Does the arborist or the company representative look professional? What have you heard about their equipment? You can find a lot of reviews online where you can find out more about your prospective tree service.

Client References

Ask for client references and call these people. Two good questions are, did the arborist performed the job within the deadline and were the crew courteous? Did they leave any damage on the house, the lawn, or other plants? Did they clean up the site thoroughly? Definitely, you’d like to contact the Better Business Bureau to know more about the arborist.

Ask for advice.

There may be more than a single explanation for any specific situation. Seek more than one person’s advice. There are problems that require no action at all. For a cheap fee, you can ask for advice from tree care firm representatives and private consultants.

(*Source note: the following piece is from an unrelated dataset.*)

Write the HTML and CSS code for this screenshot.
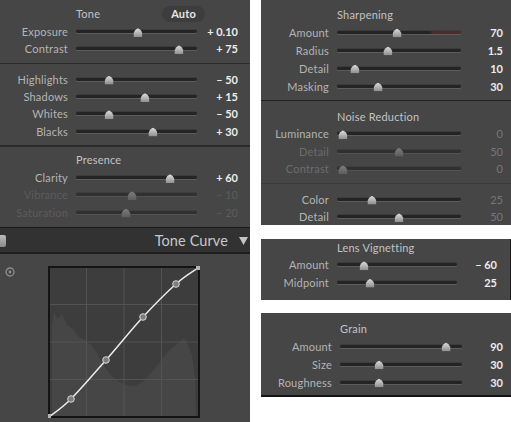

Some garden centers will have qualified persons answering tree care questions, but make it a point to check their credentials.

Estimates and Quotes

Cost is, as always, an important point, but the lowest bid is not necessarily the best. This is one of the reasons you have to do your research before seriously considering to hire a certain arborist.

Written Contract

Be sure that every little detail is out there in writing, including when they will do the work, what work exactly they will be doing (including any chemicals or products to be used), and the final bill. Lastly, do not pay before the work is done.